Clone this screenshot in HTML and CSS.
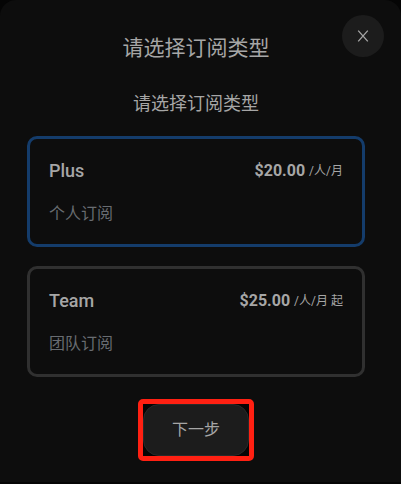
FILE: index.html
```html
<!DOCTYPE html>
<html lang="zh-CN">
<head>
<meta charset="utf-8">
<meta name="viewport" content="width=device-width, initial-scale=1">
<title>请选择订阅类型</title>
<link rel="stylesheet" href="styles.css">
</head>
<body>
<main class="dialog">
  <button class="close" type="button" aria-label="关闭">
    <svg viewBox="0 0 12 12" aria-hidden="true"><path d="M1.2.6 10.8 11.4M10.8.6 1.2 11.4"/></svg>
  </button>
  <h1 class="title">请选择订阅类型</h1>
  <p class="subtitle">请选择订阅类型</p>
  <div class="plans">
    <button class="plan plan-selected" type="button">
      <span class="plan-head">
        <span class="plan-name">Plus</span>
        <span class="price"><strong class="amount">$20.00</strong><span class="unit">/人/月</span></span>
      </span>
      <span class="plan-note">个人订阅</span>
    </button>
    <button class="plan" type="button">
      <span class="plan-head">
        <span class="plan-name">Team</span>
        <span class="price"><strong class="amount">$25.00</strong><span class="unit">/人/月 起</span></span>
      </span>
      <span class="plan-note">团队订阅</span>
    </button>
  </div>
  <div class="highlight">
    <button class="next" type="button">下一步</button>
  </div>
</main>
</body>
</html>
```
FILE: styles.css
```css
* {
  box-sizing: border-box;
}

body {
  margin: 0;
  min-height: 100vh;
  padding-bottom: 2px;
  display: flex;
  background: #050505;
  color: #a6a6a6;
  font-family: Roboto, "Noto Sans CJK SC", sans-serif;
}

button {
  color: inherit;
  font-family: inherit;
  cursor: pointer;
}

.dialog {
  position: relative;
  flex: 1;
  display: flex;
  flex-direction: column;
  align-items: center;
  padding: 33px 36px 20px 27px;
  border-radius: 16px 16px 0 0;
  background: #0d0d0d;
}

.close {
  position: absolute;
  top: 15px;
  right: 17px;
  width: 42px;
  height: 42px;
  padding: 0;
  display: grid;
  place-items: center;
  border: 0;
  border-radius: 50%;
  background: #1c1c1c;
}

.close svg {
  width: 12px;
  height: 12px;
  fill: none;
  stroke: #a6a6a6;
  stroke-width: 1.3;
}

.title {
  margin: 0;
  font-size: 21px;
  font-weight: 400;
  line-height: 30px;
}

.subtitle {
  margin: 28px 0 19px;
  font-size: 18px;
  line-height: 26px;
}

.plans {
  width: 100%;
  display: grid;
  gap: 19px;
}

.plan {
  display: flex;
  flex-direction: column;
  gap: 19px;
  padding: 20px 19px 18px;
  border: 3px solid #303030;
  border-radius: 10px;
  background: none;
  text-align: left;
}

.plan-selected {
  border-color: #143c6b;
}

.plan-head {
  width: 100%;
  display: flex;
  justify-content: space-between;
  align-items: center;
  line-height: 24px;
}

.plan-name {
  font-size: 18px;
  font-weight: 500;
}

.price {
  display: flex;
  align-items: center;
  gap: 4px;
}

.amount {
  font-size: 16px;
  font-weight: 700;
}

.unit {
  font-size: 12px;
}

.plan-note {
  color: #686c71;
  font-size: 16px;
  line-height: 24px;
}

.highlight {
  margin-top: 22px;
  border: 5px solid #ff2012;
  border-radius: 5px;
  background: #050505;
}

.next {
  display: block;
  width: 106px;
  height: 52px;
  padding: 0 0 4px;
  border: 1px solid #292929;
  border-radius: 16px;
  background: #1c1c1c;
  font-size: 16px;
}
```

**********

Omitting all images, print the listing exactly.

Clone this screenshot in HTML and CSS.
FILE: index.html
```html
<!DOCTYPE html>
<html lang="zh-CN">
<head>
<meta charset="utf-8">
<meta name="viewport" content="width=device-width, initial-scale=1">
<title>请选择订阅类型</title>
<link rel="stylesheet" href="styles.css">
</head>
<body>
<main class="dialog">
  <button class="close" type="button" aria-label="关闭">
    <svg viewBox="0 0 12 12" aria-hidden="true"><path d="M1.2.6 10.8 11.4M10.8.6 1.2 11.4"/></svg>
  </button>
  <h1 class="title">请选择订阅类型</h1>
  <p class="subtitle">请选择订阅类型</p>
  <div class="plans">
    <button class="plan plan-selected" type="button">
      <span class="plan-head">
        <span class="plan-name">Plus</span>
        <span class="price"><strong class="amount">$20.00</strong><span class="unit">/人/月</span></span>
      </span>
      <span class="plan-note">个人订阅</span>
    </button>
    <button class="plan" type="button">
      <span class="plan-head">
        <span class="plan-name">Team</span>
        <span class="price"><strong class="amount">$25.00</strong><span class="unit">/人/月 起</span></span>
      </span>
      <span class="plan-note">团队订阅</span>
    </button>
  </div>
  <div class="highlight">
    <button class="next" type="button">下一步</button>
  </div>
</main>
</body>
</html>
```
FILE: styles.css
```css
* {
  box-sizing: border-box;
}

body {
  margin: 0;
  min-height: 100vh;
  padding-bottom: 2px;
  display: flex;
  background: #050505;
  color: #a6a6a6;
  font-family: Roboto, "Noto Sans CJK SC", sans-serif;
}

button {
  color: inherit;
  font-family: inherit;
  cursor: pointer;
}

.dialog {
  position: relative;
  flex: 1;
  display: flex;
  flex-direction: column;
  align-items: center;
  padding: 33px 36px 20px 27px;
  border-radius: 16px 16px 0 0;
  background: #0d0d0d;
}

.close {
  position: absolute;
  top: 15px;
  right: 17px;
  width: 42px;
  height: 42px;
  padding: 0;
  display: grid;
  place-items: center;
  border: 0;
  border-radius: 50%;
  background: #1c1c1c;
}

.close svg {
  width: 12px;
  height: 12px;
  fill: none;
  stroke: #a6a6a6;
  stroke-width: 1.3;
}

.title {
  margin: 0;
  font-size: 21px;
  font-weight: 400;
  line-height: 30px;
}

.subtitle {
  margin: 28px 0 19px;
  font-size: 18px;
  line-height: 26px;
}

.plans {
  width: 100%;
  display: grid;
  gap: 19px;
}

.plan {
  display: flex;
  flex-direction: column;
  gap: 19px;
  padding: 20px 19px 18px;
  border: 3px solid #303030;
  border-radius: 10px;
  background: none;
  text-align: left;
}

.plan-selected {
  border-color: #143c6b;
}

.plan-head {
  width: 100%;
  display: flex;
  justify-content: space-between;
  align-items: center;
  line-height: 24px;
}

.plan-name {
  font-size: 18px;
  font-weight: 500;
}

.price {
  display: flex;
  align-items: center;
  gap: 4px;
}

.amount {
  font-size: 16px;
  font-weight: 700;
}

.unit {
  font-size: 12px;
}

.plan-note {
  color: #686c71;
  font-size: 16px;
  line-height: 24px;
}

.highlight {
  margin-top: 22px;
  border: 5px solid #ff2012;
  border-radius: 5px;
  background: #050505;
}

.next {
  display: block;
  width: 106px;
  height: 52px;
  padding: 0 0 4px;
  border: 1px solid #292929;
  border-radius: 16px;
  background: #1c1c1c;
  font-size: 16px;
}
```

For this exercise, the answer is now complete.